Windows 7 vs Linux

Im using a Tesla K20c and the performance in Linux (Ubuntu) is always about 2X to 5X faster than Windows 7 for the exact same kernel code. I’m timing just basic math functions and reading/writing GPU global memory, atomic add, etc, using sm_35, coalesced memory calls, etc etc. . Since the testing is on the same machine, just booting into different OS’s, not sure what the issue is. Using Visual Studio 2012 on windows 7. Have the latest drivers loaded for each OS, would have thought there may be some differences in speed but not this much. Tried another machine using the same kernels that had a TITAN in it with the exact same results, being Windows 7 was always slower by 2x to 5X than Ubuntu.

Is this normal ?

(1) How are you measuring the kernel execution times?
(2) Is K20c running with the TCC driver?
(3) Is the code correctly compiled for the sm_35 platform and with the exact same compiler switches on both platforms?
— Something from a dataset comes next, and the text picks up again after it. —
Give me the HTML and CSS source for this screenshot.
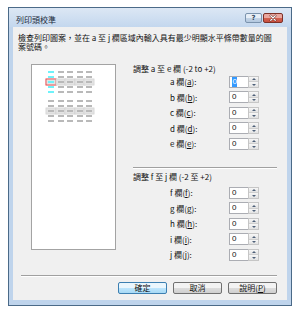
FILE: index.html
```html
<!DOCTYPE html>
<html lang="zh-Hant">
<head>
  <meta charset="UTF-8" />
  <title>列印頭校準</title>
  <link rel="stylesheet" href="styles.css">
</head>
<body>
  <div class="window">
    <div class="titlebar">
      <span class="title">列印頭校準</span>
      <div class="caption-buttons">
        <span class="cap-btn help">?</span>
        <span class="cap-btn close">
          <svg width="20" height="10" viewBox="0 0 20 10">
            <path d="M7.5 2.5 L12.5 7.5 M12.5 2.5 L7.5 7.5" stroke="#5a1a14" stroke-width="2.6" stroke-linecap="round" />
            <path d="M7.5 2.5 L12.5 7.5 M12.5 2.5 L7.5 7.5" stroke="#ffffff" stroke-width="1.4" stroke-linecap="round" />
          </svg>
        </span>
      </div>
    </div>

    <div class="client">
      <p class="intro">檢查列印圖案，並在 a 至 j 欄區域內輸入具有最少明顯水平條帶數量的圖案號碼。</p>

      <div class="main">
        <div class="preview">
          <div class="pattern">
            <i class="cyan"></i><i></i><i></i><i></i><i></i>
            <i class="cyan"></i><i></i><i></i><i></i><i></i>
            <i class="cyan picked"></i><i class="hl"></i><i class="hl"></i><i class="hl"></i><i class="hl"></i>
            <i class="cyan"></i><i></i><i></i><i></i><i></i>
            <i class="cyan"></i><i></i><i></i><i></i><i></i>
          </div>
          <div class="pattern">
            <i></i><i></i><i></i><i></i><i></i>
            <i></i><i></i><i></i><i></i><i></i>
            <i class="hl"></i><i class="hl"></i><i class="hl"></i><i class="hl"></i><i class="hl"></i>
            <i></i><i></i><i></i><i></i><i></i>
            <i></i><i></i><i></i><i></i><i></i>
          </div>
        </div>

        <div class="panel">
          <div class="group-title">調整 a 至 e 欄 (-2 to +2)</div>
          <div class="rows">
            <div class="row"><span class="lbl">a 欄(<u>a</u>):</span><span class="field"><span class="sel">0</span></span><span class="spin"><i class="up"></i><i class="dn"></i></span></div>
            <div class="row"><span class="lbl">b 欄(<u>b</u>):</span><span class="field">0</span><span class="spin"><i class="up"></i><i class="dn"></i></span></div>
            <div class="row"><span class="lbl">c 欄(<u>c</u>):</span><span class="field">0</span><span class="spin"><i class="up"></i><i class="dn"></i></span></div>
            <div class="row"><span class="lbl">d 欄(<u>d</u>):</span><span class="field">0</span><span class="spin"><i class="up"></i><i class="dn"></i></span></div>
            <div class="row"><span class="lbl">e 欄(<u>e</u>):</span><span class="field">0</span><span class="spin"><i class="up"></i><i class="dn"></i></span></div>
          </div>

          <div class="sep"></div>

          <div class="group-title second">調整 f 至 j 欄 (-2 至 +2)</div>
          <div class="rows">
            <div class="row"><span class="lbl">f 欄(<u>f</u>):</span><span class="field">0</span><span class="spin"><i class="up"></i><i class="dn"></i></span></div>
            <div class="row"><span class="lbl">g 欄(<u>g</u>):</span><span class="field">0</span><span class="spin"><i class="up"></i><i class="dn"></i></span></div>
            <div class="row"><span class="lbl">h 欄(<u>h</u>):</span><span class="field">0</span><span class="spin"><i class="up"></i><i class="dn"></i></span></div>
            <div class="row"><span class="lbl">i 欄(<u>i</u>):</span><span class="field">0</span><span class="spin"><i class="up"></i><i class="dn"></i></span></div>
            <div class="row"><span class="lbl">j 欄(<u>j</u>):</span><span class="field">0</span><span class="spin"><i class="up"></i><i class="dn"></i></span></div>
          </div>
        </div>
      </div>

      <div class="sep bottom-sep"></div>

      <div class="buttons">
        <span class="btn default">確定</span>
        <span class="btn">取消</span>
        <span class="btn">說明(<u>P</u>)</span>
      </div>
    </div>
  </div>
</body>
</html>
```

FILE: styles.css
```css
:root {
  --frame: #bfd4ec;
  --borda-janela: #4b6a88;
  --cliente: #f0f0f0;
  --traco: #b9b9b9;
  --ciano: #6ef2fa;
}

* {
  box-sizing: border-box;
}

body {
  margin: 0;
  background: #fff;
  font-family: "Noto Sans CJK TC", "Noto Sans", sans-serif;
  font-size: 8px;
  color: #111;
}

.window {
  margin: 7px 0 0 8px;
  width: 284px;
  border: 1px solid var(--borda-janela);
  background: var(--frame);
  padding: 0 4px 5px;
  box-shadow: 0 1px 0 #2c4a58;
}

.titlebar {
  height: 19px;
  margin: 0 -4px;
  padding: 0 8px 0 7px;
  display: flex;
  justify-content: space-between;
  align-items: flex-start;
  background: linear-gradient(#dce7f4, #c3d7ee);
}

.title {
  margin-top: 7px;
  line-height: 9px;
  color: #1b2a3a;
}

.caption-buttons {
  display: flex;
  gap: 1px;
  margin-top: 5px;
}

.cap-btn {
  height: 10px;
  border-radius: 2px;
  display: flex;
  justify-content: center;
  align-items: center;
}

.help {
  width: 17px;
  border: 1px solid #7b93ad;
  background: linear-gradient(#e6eef7 45%, #c2d3e6 55%, #b3c8df);
  color: #33475e;
  font-family: "DejaVu Sans", sans-serif;
  font-size: 7px;
  font-weight: bold;
  line-height: 8px;
}

.close {
  width: 20px;
  border: 1px solid #7d3128;
  background: linear-gradient(#e9a79f 45%, #d2604f 55%, #c9503f);
}

.close svg {
  display: block;
}

.client {
  height: 273px;
  background: var(--cliente);
  padding: 6px 10px 0 5px;
  display: flex;
  flex-direction: column;
}

.intro {
  margin: 0;
  line-height: 9px;
}

.main {
  display: flex;
  align-items: flex-start;
  margin-top: 13px;
}

.preview {
  margin-left: 13px;
  width: 85px;
  height: 186px;
  border: 1px solid #a3a3a3;
  background: #fff;
  padding: 5.5px 0 0 16px;
}

.pattern {
  display: grid;
  grid-template-columns: repeat(5, 6px);
  column-gap: 3.5px;
  row-gap: 3px;
}

.pattern + .pattern {
  margin-top: 7.5px;
}

.pattern i {
  height: 2px;
  background: var(--traco);
}

.pattern .hl {
  box-shadow: 0 0 0 1.8px #e3e3e3, 0 0 0 2.4px #cdcdcd;
}

.pattern .cyan {
  background: var(--ciano);
}

.pattern .picked {
  box-shadow: 0 0 0 1.6px #e3e3e3, 0 0 0 2.5px #e8373a;
}

.panel {
  margin-left: 17px;
  width: 144px;
}

.group-title {
  line-height: 9px;
  margin-bottom: 1px;
}

.group-title.second {
  margin-bottom: 4px;
}

.rows {
  display: grid;
  grid-auto-rows: 15.5px;
}

.row {
  display: flex;
  align-items: center;
  padding-left: 37px;
}

.lbl {
  width: 59px;
  line-height: 9px;
}

.field {
  width: 19px;
  height: 12px;
  background: #fff;
  border: 1px solid #abadb3;
  border-right: none;
  padding-left: 2px;
  line-height: 10px;
  font-family: "Liberation Sans", sans-serif;
}

.sel {
  display: inline-block;
  background: #3399ff;
  color: #fff;
  padding: 0 0.5px;
}

.spin {
  width: 11px;
  height: 12px;
  display: flex;
  flex-direction: column;
  border: 1px solid #c6c6c6;
  background: #e8e8e8;
}

.spin i {
  flex: 1;
  display: flex;
  justify-content: center;
  align-items: center;
  background: linear-gradient(#f7f7f7, #e2e2e2);
}

.spin i + i {
  border-top: 1px solid #cfcfcf;
}

.spin .up::before,
.spin .dn::before {
  content: "";
  border-left: 2px solid transparent;
  border-right: 2px solid transparent;
}

.spin .up::before {
  border-bottom: 2px solid #4e6079;
}

.spin .dn::before {
  border-top: 2px solid #4e6079;
}

.sep {
  border-top: 1px solid #a0a0a0;
  border-bottom: 1px solid #fff;
  margin: 15.5px 0 3px;
}

.bottom-sep {
  margin: 12.5px 0 5px 3px;
}

.buttons {
  display: flex;
  justify-content: flex-end;
  gap: 6px;
}

.btn {
  width: 49px;
  height: 12px;
  border: 1px solid #707070;
  border-radius: 2px;
  background: linear-gradient(#f3f3f3 50%, #dddddd 50%, #cfcfcf);
  line-height: 10px;
  text-align: center;
}

.btn.default {
  border-color: #3c7fb1;
  background: linear-gradient(#eaf6fd 50%, #bee6fd 50%, #a7d9f5);
}
```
If you are using the MSVS IDE, I would suggest double-checking the generated command lines
(4) If you have multiple GPUs in this system, I would suggest double checking that the kernels are actually running on the K20c

hi, thanks for the reply

  1. Measuring the times with cudaEventCreate
  2. Not using TCC
  3. Same nvcc switches, which were minimal other than using compute_35 and sm_35.
    but will double check the command line options on VS
  4. Defiantly running on the Tesla, had the same results on the GTX Titan box (which was a little
    faster than the Tesla K20C, it had only one GPU , but the same results.

Found the issue,

VS2012 was sticking in -G for debugging in the middle of the nvcc line, removed it and the timing is now the same between Linux and Windows 7. I should have thought of that first.

thanks njuffa for leading me to it with advice #3

Good to hear you tracked it down. You may want to consider using the TCC driver with tesla K20c, it has significantly less driver overhead than Windows’ default WDDM driver (this may be visible in terms of app-level performance rather than kernel execution time which is independent of driver).